Due to these insights, Serrano is not confined to treating globalization as something that is inevitable. Persons do not have to adapt to this trend, but can require that social change reflect human needs (Serrano 1993: 35). A new telos is thus at the basis of history - praxis that is self-constituted and self-directed. Rather than a trap, globalization is simply a unique combination of rhetoric and practice that can be eclipsed with sufficient inspiration and effort. Through his historical and theoretical work, Serrano provides his readers with a glimpse at this new world.
Notes
- 1 "La universalidad no debe asumirse como estandardización, si no como posibilidad de coexistencia e interacción de los interlocutores economicos y sociales, lo que implica reconocer la existencia otro y de la legitimiadad y necesidad de las diferencias." (Translation by the authors).
Works Cited
Althusser, Louis (1970): For Marx. New York: Random House.

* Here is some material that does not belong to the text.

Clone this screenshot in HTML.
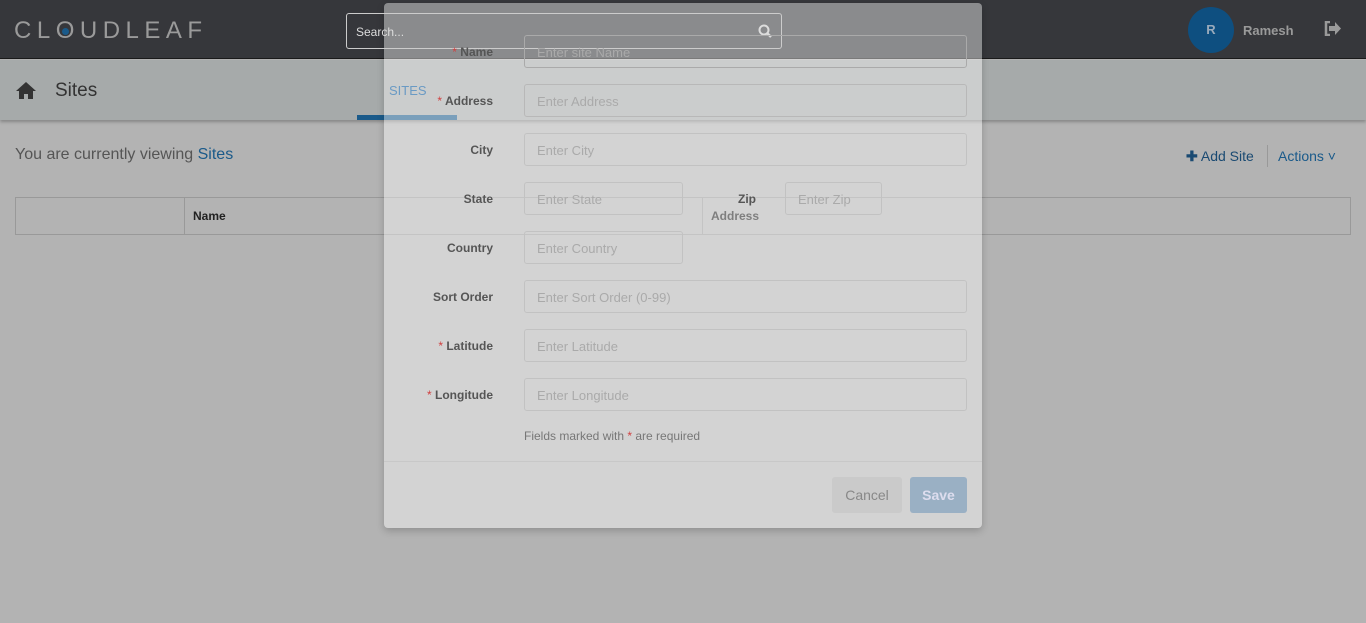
<!DOCTYPE html>
<html><head><meta charset="utf-8"><style>
*{box-sizing:border-box;margin:0;padding:0}
body{width:1366px;height:623px;overflow:hidden;background:#b3b3b3;font-family:"Liberation Sans",sans-serif;position:relative}
.a{position:absolute}
.hdr{left:0;top:0;width:1366px;height:59px;background:#36373b;border-bottom:1px solid #1a1a1a}
.sub{left:0;top:60px;width:1366px;height:60px;background:#a6aaaa;box-shadow:0 2px 3px rgba(0,0,0,.25)}
.lbl{right:873px;font-size:12px;font-weight:bold;color:#555;text-align:right}
.lbl b{color:#d04040;font-weight:normal}
.inp{left:524px;width:443px;height:33px;border:1px solid #c2c2c2;border-radius:3px;font-size:13px;color:#aaa;padding:9px 12px}
</style></head><body>
<div class="a hdr"></div>
<div class="a" style="left:14px;top:17px;font-size:24px;letter-spacing:5.5px;color:#9a9a9a;font-weight:300">CL<span style="position:relative">O<span class="a" style="left:6px;top:11px;width:7px;height:7px;border-radius:50%;background:#1a5a8a"></span></span>UDLEAF</div>
<div class="a" style="left:1188px;top:7px;width:46px;height:46px;border-radius:50%;background:#0e4f80;color:#9ab;font-weight:bold;font-size:13px;text-align:center;line-height:46px">R</div>
<div class="a" style="left:1243px;top:23px;font-size:13px;font-weight:bold;color:#9a9a9a">Ramesh</div>
<svg class="a" style="left:1324px;top:21px" width="17" height="15" viewBox="0 0 17 15"><path d="M6 1H2v13h4" fill="none" stroke="#9a9a9a" stroke-width="2.5"/><path d="M5 5h6V1l6 6.5-6 6.5V10H5z" fill="#9a9a9a"/></svg>
<div class="a sub"></div>
<svg class="a" style="left:15px;top:81px" width="22" height="18" viewBox="0 0 22 18"><path d="M11 1L1 10h3v8h5v-5h4v5h5v-8h3z" fill="#333"/></svg>
<div class="a" style="left:55px;top:80px;font-size:19px;color:#333">Sites</div>
<div class="a" style="left:357px;top:115px;width:100px;height:5px;background:#1a5a8a"></div>
<div class="a" style="left:15px;top:146px;font-size:16px;color:#555">You are currently viewing <span style="color:#1a5a8a">Sites</span></div>
<div class="a" style="left:1186px;top:148px;font-size:14px;color:#1a4a72"><b>✚</b> Add Site</div>
<div class="a" style="left:1267px;top:145px;width:1px;height:22px;background:#999"></div>
<div class="a" style="left:1278px;top:148px;font-size:14px;color:#1a5a8a">Actions ˅</div>
<div class="a" style="left:15px;top:197px;width:1336px;height:38px;border:1px solid #999"></div>
<div class="a" style="left:184px;top:198px;width:1px;height:36px;background:#999"></div>
<div class="a" style="left:702px;top:198px;width:1px;height:36px;background:#999"></div>
<div class="a" style="left:193px;top:209px;font-size:12px;font-weight:bold;color:#222">Name</div>
<div class="a" style="left:711px;top:209px;font-size:12px;font-weight:bold;color:#222">Address</div>
<div class="a" style="left:384px;top:3px;width:598px;height:525px;background:rgba(255,255,255,.42);border-radius:4px;box-shadow:0 3px 8px rgba(0,0,0,.2)"></div>
<div class="a" style="left:346px;top:13px;width:436px;height:36px;border:1px solid #ccc;border-radius:3px;color:#ddd;font-size:12px;padding:11px 9px">Search...<svg class="a" style="right:9px;top:10px" width="14" height="14" viewBox="0 0 14 14"><circle cx="6" cy="6" r="4.5" fill="none" stroke="#ddd" stroke-width="2"/><path d="M9 9l4 4" stroke="#ddd" stroke-width="2.5"/></svg></div>
<div class="a" style="left:389px;top:83px;font-size:13px;color:#6a9ac4">SITES</div>
<div class="a lbl" style="top:45px"><b>*</b> Name</div><div class="a inp" style="top:35px;border-color:#aaa">Enter site Name</div>
<div class="a lbl" style="top:94px"><b>*</b> Address</div><div class="a inp" style="top:84px;border-color:#b8b8b8">Enter Address</div>
<div class="a lbl" style="top:143px">City</div><div class="a inp" style="top:133px">Enter City</div>
<div class="a lbl" style="top:192px">State</div><div class="a inp" style="top:182px;width:159px">Enter State</div>
<div class="a" style="left:738px;top:192px;font-size:12px;font-weight:bold;color:#555">Zip</div>
<div class="a inp" style="top:182px;left:785px;width:97px">Enter Zip</div>
<div class="a lbl" style="top:241px">Country</div><div class="a inp" style="top:231px;width:159px">Enter Country</div>
<div class="a lbl" style="top:290px">Sort Order</div><div class="a inp" style="top:280px">Enter Sort Order (0-99)</div>
<div class="a lbl" style="top:339px"><b>*</b> Latitude</div><div class="a inp" style="top:329px">Enter Latitude</div>
<div class="a lbl" style="top:388px"><b>*</b> Longitude</div><div class="a inp" style="top:378px">Enter Longitude</div>
<div class="a" style="left:524px;top:429px;font-size:12px;color:#777">Fields marked with <span style="color:#d04040">*</span> are required</div>
<div class="a" style="left:384px;top:461px;width:598px;height:1px;background:#c8c8c8"></div>
<div class="a" style="left:832px;top:477px;width:70px;height:36px;background:#cacaca;border-radius:3px;color:#888;font-size:14px;text-align:center;line-height:36px">Cancel</div>
<div class="a" style="left:910px;top:477px;width:57px;height:36px;background:#9ab0c4;border-radius:3px;color:#dde;font-size:14px;font-weight:bold;text-align:center;line-height:36px">Save</div>
</body></html>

Baudrillard, Jean (1983): In the Shadow of the Silent Majorities. New York: Semiotext(e).
Serrano, Alejandro (1995): Los Dilemas de la Democracia. Editorial Hispaner.
------- (1993): La Unidad en la Diversidad. Managua: Editorial San Rafael.
------- (1991): El Fin de la Historia. La Habana: Editorial.
Smart, Barry (1990): "Modernity, Postmodernity, and the Present," in Theories Of Modernity and Postmodernity. Edited by Bryan S Turner. Newbury Park: Sage.